Иногда происходило страшное. Помню один непроходимо темный беззвездный вечер. Вдруг рывком открылась дверь амбулатории и ввалилась, упав сразу на деревянный топчан, женщина с потемневшим искаженным лицом. Я еле узнала ее. Одна из наших. В руках у нее было чудо – буханка черного хлеба. Она с размаху бросила ее на сбитый из трех досок стол.
– Ешь! Не могу я… Хоть ты наешься один раз досыта!
– Откуда? Что с тобой? – расспрашивала я, уже догадываясь о чем-то непоправимом.
Долгие сотрясающие рыдания. Потом истерический хохот.
– Ах, вот беда с интеллигентщиной-то, вот беда! Ведь и трагедии-то никакой нет, верно? Другие ведь так зарабатывают свой хлеб. Ну и я заработала… Чем? А тем, чем тысячи других женщин зарабатывают, когда ничем другим нельзя. В общем, шел мужик тайгой. А я одна пилила, напарница больна, ты знаешь. И конвой как раз далеко был. Какой мужик-то? Не знаю, не заметила. Я все на хлеб смотрела. Он вынул из мешка и показал мне.

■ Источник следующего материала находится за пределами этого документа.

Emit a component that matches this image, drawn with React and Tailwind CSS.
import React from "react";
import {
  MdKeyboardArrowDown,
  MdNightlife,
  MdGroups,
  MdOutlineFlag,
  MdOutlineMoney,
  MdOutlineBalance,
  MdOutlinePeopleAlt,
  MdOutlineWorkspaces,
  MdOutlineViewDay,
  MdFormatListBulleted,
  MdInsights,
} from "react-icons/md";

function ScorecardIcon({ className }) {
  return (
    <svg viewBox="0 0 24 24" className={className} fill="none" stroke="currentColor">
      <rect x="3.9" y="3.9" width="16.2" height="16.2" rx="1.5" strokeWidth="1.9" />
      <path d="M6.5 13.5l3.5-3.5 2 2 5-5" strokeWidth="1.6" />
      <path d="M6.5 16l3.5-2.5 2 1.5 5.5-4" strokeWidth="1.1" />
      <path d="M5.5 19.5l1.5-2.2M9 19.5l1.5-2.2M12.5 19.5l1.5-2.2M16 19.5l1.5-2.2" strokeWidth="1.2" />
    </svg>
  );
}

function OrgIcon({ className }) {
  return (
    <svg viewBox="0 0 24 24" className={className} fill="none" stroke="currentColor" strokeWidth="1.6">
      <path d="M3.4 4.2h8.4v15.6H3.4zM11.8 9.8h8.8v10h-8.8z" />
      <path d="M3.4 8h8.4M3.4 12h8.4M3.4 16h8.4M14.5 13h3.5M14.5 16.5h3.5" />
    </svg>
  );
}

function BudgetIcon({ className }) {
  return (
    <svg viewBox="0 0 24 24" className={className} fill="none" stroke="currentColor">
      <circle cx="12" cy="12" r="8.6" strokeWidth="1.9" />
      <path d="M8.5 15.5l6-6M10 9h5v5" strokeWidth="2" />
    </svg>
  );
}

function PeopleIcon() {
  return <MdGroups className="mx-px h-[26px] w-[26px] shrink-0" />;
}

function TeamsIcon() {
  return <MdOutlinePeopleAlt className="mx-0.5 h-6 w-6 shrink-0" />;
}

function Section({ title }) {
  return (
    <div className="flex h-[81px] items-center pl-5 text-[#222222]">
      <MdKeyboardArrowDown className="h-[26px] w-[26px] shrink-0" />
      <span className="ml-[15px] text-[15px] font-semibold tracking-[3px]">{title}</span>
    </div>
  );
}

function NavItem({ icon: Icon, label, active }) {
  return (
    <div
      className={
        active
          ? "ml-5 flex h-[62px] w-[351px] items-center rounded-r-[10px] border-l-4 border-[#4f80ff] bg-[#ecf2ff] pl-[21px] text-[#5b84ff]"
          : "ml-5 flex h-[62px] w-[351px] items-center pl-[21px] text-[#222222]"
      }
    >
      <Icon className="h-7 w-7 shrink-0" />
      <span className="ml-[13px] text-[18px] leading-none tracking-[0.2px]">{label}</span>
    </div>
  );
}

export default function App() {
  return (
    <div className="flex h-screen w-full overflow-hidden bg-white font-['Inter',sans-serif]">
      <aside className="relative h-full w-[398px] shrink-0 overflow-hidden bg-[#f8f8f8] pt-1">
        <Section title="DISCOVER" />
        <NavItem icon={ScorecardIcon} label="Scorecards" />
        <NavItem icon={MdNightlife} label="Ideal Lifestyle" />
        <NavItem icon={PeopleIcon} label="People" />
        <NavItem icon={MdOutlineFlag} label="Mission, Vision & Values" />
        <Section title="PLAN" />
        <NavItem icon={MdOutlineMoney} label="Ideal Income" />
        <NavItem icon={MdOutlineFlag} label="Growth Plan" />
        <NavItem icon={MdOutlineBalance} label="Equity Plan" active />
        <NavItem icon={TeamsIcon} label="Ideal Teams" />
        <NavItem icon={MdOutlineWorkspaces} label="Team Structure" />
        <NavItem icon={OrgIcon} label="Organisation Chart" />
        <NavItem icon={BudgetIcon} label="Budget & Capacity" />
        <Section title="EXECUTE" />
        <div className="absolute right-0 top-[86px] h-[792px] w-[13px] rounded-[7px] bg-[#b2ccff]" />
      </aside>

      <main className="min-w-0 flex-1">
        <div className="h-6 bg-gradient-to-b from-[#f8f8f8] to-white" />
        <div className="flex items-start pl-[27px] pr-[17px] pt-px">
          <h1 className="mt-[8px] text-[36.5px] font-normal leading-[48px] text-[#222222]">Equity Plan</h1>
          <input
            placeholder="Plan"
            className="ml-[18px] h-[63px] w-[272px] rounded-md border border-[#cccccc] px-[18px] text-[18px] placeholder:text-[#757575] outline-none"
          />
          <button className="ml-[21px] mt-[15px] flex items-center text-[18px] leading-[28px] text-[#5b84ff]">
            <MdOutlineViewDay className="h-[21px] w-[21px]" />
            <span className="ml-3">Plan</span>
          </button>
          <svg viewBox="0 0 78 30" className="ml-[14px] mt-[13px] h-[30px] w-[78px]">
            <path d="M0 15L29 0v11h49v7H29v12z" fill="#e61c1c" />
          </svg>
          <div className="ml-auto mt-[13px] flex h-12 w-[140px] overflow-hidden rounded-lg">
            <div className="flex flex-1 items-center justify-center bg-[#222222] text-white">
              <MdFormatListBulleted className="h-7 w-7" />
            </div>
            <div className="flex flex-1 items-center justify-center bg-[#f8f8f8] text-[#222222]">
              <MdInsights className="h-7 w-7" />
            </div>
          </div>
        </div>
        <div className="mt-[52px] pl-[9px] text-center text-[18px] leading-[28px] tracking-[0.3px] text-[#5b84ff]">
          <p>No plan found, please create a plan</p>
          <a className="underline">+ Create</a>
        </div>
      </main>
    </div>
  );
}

На снег прямо положил буханку. Глаз отвести не могла. А теперь вот почему-то не могу есть.
Я вливаю ей в рот огромную дозу брома. Глажу ее по голове. А сказать ничего не могу, точно онемела. Вспоминаю ее в этапе, в седьмом вагоне. Веселая была, кудрявая, все радовалась, что успела до ареста кандидатскую защитить.
Обнимаю ее за плечи и веду в барак. Надо уложить ее поскорее, пусть забудется. После истерического взрыва она ослабела, еле бредет. Тропинка от амбулатории к бараку очень узенькая. А по бокам, как стены, синие окаменевшие снега. Мы скользим, сбиваемся с шага.

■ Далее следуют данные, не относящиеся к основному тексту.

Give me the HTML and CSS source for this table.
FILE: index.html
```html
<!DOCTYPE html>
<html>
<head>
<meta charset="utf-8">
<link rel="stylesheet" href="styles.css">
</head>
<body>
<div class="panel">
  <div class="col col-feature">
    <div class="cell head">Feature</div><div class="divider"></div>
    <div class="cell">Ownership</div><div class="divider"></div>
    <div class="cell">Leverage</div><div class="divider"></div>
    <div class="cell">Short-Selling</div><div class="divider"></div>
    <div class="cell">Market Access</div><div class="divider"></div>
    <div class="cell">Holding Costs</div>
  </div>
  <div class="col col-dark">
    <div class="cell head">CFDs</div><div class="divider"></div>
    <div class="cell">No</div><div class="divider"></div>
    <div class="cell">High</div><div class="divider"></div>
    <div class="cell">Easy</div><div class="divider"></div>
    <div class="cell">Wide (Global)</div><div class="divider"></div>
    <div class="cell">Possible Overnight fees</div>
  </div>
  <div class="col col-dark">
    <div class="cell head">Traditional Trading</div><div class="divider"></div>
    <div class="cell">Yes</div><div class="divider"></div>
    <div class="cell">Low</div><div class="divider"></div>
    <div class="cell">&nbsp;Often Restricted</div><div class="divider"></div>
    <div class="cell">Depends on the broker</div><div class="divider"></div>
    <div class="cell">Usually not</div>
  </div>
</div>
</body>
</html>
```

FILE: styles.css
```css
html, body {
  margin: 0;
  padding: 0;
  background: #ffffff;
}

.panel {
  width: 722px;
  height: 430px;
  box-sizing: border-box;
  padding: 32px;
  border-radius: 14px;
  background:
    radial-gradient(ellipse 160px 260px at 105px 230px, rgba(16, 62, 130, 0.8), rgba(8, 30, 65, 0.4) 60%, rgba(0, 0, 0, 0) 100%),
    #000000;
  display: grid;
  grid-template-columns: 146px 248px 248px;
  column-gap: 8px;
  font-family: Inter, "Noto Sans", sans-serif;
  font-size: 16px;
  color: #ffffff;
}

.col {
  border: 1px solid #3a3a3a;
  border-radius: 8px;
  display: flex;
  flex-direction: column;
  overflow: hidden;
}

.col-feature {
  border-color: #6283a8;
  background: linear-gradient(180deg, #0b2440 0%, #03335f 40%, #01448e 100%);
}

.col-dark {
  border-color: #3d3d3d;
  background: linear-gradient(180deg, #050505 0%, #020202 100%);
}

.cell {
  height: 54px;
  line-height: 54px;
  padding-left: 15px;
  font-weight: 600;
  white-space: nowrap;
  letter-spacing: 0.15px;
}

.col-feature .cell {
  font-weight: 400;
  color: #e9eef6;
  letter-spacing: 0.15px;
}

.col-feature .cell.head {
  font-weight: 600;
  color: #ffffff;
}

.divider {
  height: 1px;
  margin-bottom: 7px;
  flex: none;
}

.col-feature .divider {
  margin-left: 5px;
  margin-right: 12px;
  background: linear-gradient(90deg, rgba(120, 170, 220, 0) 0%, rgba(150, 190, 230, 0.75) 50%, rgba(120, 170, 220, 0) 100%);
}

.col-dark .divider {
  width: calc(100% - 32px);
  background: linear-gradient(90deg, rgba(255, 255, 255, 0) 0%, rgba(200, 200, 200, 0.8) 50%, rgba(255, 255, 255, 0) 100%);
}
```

Тучи над нашими головами вдруг расступаются, и мы видим далеко в вышине окоченевшие, продрогшие звезды. Звезды Сударя.
Мороз… Сорок девять по Цельсию…
Глава пятнадцатая И свет во тьме
На лесных командировках кроме повара, завхоза, дневальной и лекпома было еще одно влиятельное лицо. Очень привилегированное. Инструментальщик!
Обычно он жил в отдельной хавирке, где всегда гудела раскаленная докрасна печурка. Работал инструментальщик без нормы, по мере надобности, а в основном по своему усмотрению. Получал добавки на кухне.
Как правило, инструментальщики вербовались из инвалидов, из людей, уже отработанных и выплюнутых прииском. Все они бывали радехоньки теплому местечку. Иные отъедались около поварих настолько, что начинали даже брать взятки у работяг. Ведь от остроты пилы, от правильности ее «развода» в значительной мере зависело выполнение лесоповальной нормы.